Thursday, July 6, 2017

European Travel: Saints, Castles, Cafes and a Mermaid

Just returned, back home to the USA, after a one month swing through France (Paris and Amboise) and Northern Spain. I got to live the life of a bourgeoisie, as they call the middle classes in France, staying at hotels and eating fabulous meals in restaurants and tapas bars. I observed a few things in my travels with my friend, and came to a few conclusions. Or let's just call them observations:

* The summer sun goes down late in Europe-- around 10:00 PM.

* The French kings built beautiful castles for their wive and mistresses-- euphemistically called chateaus. Chateau is an understatement. These amazing structures- fortified with moats and thick walls and are truly regal. We saw a few, Chenonceau and Loches. Chenoncea has an amazing history and extends across the entire width of the river Cher. Loches has the feel of the Middle Ages and rises high above the surrounding Loire Valley countryside.

* The Parisian women have great style. So many beautiful women!

* The temperature in Amboise was very comfortable and the city has great charm. The walled streets of the city come right up to the lanes and streets winding through the town. You get transported back in time.

* At the L'Alliance restaurant I had "panna cotta", a cream dessert,with blackberries and other fruits. The flavor of panna cotta verged on a religious experience for me-- maybe the best sweet food of my lifetime.

* In Spain, we started out in Barcelona. I made a good decision to join in with a tour group for the La Sagrada Familia cathedral, the life work on Antoni Gaudi-- and wrote a blog entry about the power of that experience. Gaudi is up for a sainthood, I've read.

* Our favorite hangout in Barcelona, Chicha Limona restaurant was recommended by Jose, our VRBO landlord. We became regulars and got to know the wait staff in their black-and-white checked shirts. A shout-out here to Pilar, Tomas, Julia, and Lluis-- some of the employees who treated us so well.

* Santiago de Compostela also transports you back in time. The pilgrims completing the "Camino", the walk that begins in France and crosses north Spain to the cathedral and burial place of St. James, add a strong theme to the city's identity. We loved the Costa Vella Hotel, recommended by Rick Steven, and its shaded jardin in the back. Another city of endless winding lanes with stone walled houses and apartments lining the street.

* The Mama Peixas (mother fish) restaurant in Santiago is a standout. Spanish food and especially seafood is a standout.
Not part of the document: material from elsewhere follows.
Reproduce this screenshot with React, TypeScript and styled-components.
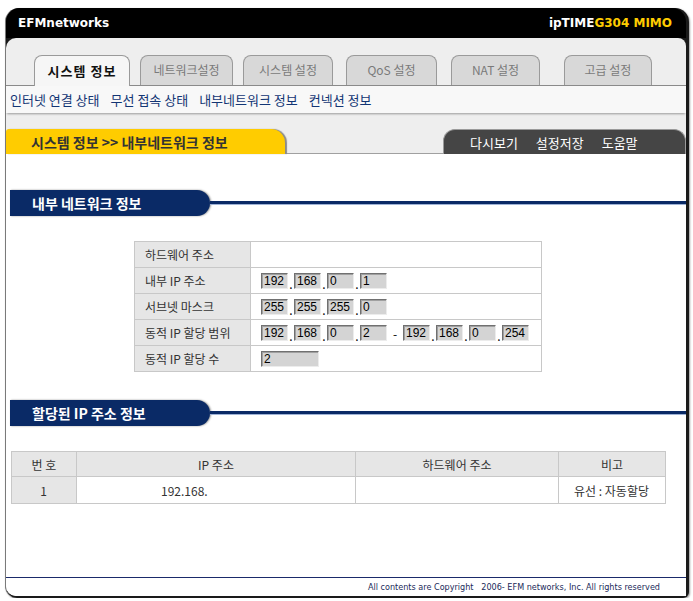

* Check out a town called Comillas and the north Atlantic. Spanish tourists go there, a good sign, and they have an early Gaudi building called "Capricho". Capricho is covered with sunflower tiles. And we got to see actual sunflower fields in France-- where the flowers actually pivot to follow the sun.

* The amazing city of San Sebastian features a surf beach with golden sand. The sand somehow matches the gold tones of the walls of the buildings. I loved the pounding surf, too powerful for the surf school kids to enter very far into the ocean that day.

* The Spanish women are also beautiful.

* And I had my very own Girl from Impanema experience at La Playa de San Sebastian. The surfer beach in San Sebastian is where we encountered "la sirena", the mermaid. The mermaid was dark-haired with brown skin and might even have been South American. She wore a black wetsuit with a raya azul and had swim fins. The wetsuit fit her body like a glove. Wetsuits fit everybody like a glove-- but the glove surrounding her  body was exceptional. I asked her if it was a dangerous day for body surfing. "Peligro, no?" I asked. She shrugged her shoulders and smiled with playful eyes. She seemed to to say... it goes with the territory. But her territory is actually water. No surf is too dangerous for La Sirena.

My last observation concerns European travel, especially for the American middle classes, and the impact of a guy named Rick Steves. We had Rick Steve's books for France and for Spain. Rick, it turns out, is a Lutheran from Edmonds, Washington. Somehow his passion for travel led him to become the guru of all European travelers, at least American travelers with a little bit of money. I know there more hippie style of travel from youth. Reed and I got in many conversations with fellow Americans. Usually we would be in fabulous restaurants in between beautiful entrees or tapas courses-- and the topic of Rich Steves, the traveler writer and TV travel host, would invariably come up. Rick has become the patron saint of the well-heeled traveler. I got to experience that lifestyle for a month and let's just say... it ain't bad.